1 Into the Breach review by Mike Suskie
Brilliant in every aspect, Into the Breach takes the standard template of turn-based tactics and tosses it on its ear by crafting a system that is absolutely transparent about what it’s going to do, and then challenges the player to make the best use of available resources. There are no tricks and no ‘gotcha!’ moments – it’s an honest, straightforward presentation that asks the player to rise to the occasion. Each team of specialized mechs is widely varied, and brings a new spin to the combat. Some are defensive, some are offensive, some specialize in damage over time, some focus on melee, some are about repositioning… the diversity and clever design keeps each session fresh while also teaching the player through time and iteration about the sophistication hidden under the seemingly-simple hood.
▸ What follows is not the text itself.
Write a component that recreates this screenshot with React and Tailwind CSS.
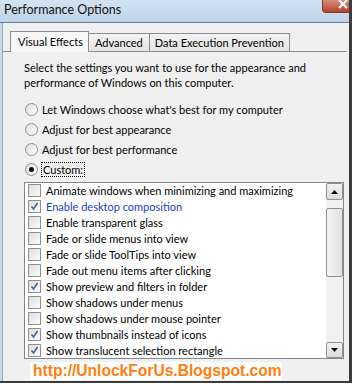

Breach is also intensely replayable thanks to custom options, and the fast, bite-sized nature of missions. It’s rare to see something so completely thought-through, so rich, and so deep. I honestly can’t find fault with it, and could not pull myself away until I had done every single thing in every possible permutation. Into the Breach is a master class in small-scale design that manages to be more sophisticated than games with ten times the budget, and it’s polished from every angle. They simply don’t come better than this.
Thanks for reading my top ten, and special thanks go out to @8BitWiz for his great suggestion to make this list a Top 12. Unfortunately, the last two titles I was considering disqualified themselves, and I ended up with natural top ten in the end. Still, the idea was appreciated!